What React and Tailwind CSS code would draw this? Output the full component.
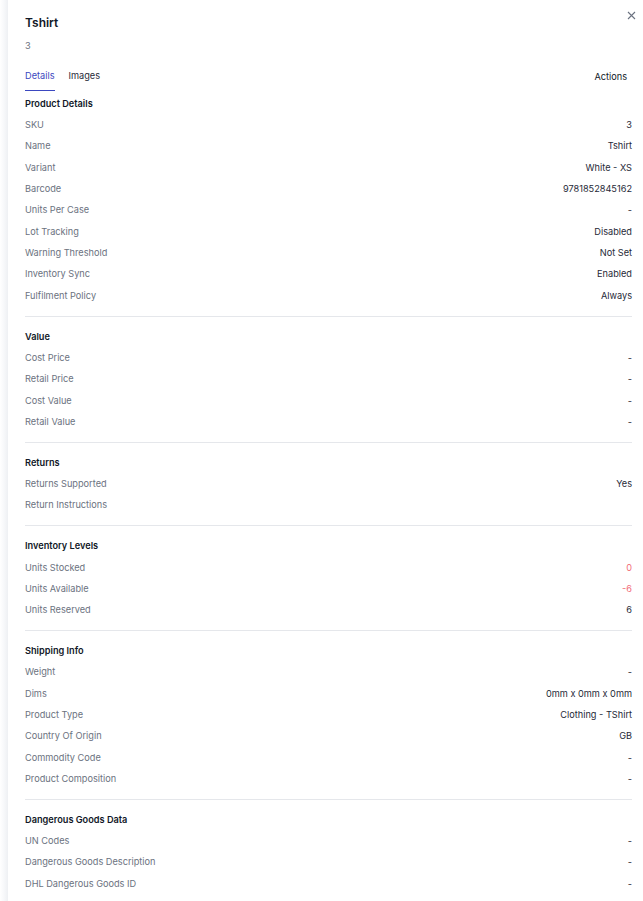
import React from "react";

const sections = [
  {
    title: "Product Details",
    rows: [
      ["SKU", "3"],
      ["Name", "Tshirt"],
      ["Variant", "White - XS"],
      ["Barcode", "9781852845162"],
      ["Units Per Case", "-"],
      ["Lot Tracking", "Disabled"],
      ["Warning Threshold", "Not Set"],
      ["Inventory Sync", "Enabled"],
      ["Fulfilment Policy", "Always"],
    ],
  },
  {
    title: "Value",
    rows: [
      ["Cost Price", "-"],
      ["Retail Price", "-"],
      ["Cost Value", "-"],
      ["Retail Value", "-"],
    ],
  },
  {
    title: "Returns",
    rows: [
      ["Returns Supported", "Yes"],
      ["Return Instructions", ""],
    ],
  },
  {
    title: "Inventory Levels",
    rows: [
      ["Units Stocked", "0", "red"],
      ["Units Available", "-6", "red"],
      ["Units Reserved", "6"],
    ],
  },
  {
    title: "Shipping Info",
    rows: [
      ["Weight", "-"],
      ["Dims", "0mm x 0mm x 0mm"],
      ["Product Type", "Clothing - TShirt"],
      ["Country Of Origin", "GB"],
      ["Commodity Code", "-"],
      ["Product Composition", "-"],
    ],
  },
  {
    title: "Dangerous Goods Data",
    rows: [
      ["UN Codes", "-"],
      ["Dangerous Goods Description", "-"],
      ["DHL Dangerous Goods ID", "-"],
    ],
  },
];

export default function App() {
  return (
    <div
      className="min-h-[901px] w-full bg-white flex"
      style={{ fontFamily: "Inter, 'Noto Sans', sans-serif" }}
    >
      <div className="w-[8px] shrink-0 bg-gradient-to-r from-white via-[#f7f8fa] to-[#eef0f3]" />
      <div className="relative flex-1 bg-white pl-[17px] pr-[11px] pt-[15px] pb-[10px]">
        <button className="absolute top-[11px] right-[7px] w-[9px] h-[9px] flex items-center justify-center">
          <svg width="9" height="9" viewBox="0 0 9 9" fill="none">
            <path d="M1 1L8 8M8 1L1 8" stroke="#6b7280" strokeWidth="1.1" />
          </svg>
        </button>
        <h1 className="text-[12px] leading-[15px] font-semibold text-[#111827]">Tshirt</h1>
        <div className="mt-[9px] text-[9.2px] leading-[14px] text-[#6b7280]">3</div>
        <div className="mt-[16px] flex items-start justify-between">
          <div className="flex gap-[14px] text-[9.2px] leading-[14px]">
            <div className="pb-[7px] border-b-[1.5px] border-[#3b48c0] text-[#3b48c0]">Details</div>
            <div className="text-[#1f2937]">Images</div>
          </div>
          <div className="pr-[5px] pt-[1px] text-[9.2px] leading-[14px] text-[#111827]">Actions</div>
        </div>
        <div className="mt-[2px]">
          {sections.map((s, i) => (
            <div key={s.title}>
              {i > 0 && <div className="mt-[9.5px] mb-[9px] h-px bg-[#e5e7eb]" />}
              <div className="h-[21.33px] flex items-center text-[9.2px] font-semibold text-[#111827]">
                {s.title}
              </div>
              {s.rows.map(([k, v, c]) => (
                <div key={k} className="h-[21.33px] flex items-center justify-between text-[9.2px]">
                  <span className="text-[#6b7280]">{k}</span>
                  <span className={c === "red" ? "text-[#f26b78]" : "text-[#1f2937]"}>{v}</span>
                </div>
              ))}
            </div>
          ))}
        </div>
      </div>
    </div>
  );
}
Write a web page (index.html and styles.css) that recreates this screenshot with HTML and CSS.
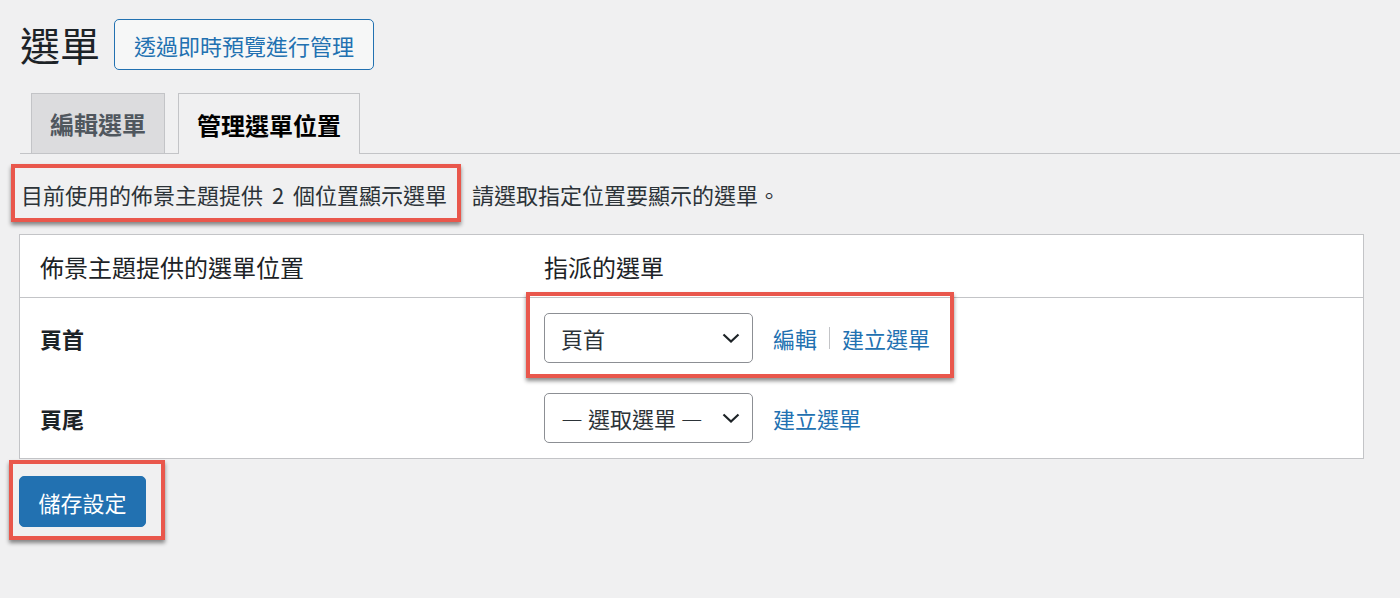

= = = =

WHAT YOU WILL DO: Return, please, the exact lines from the beginning of the entries above through the line containing "import React from", both included; pictures are left out.

WORKED ANSWER:
What React and Tailwind CSS code would draw this? Output the full component.
import React from "react";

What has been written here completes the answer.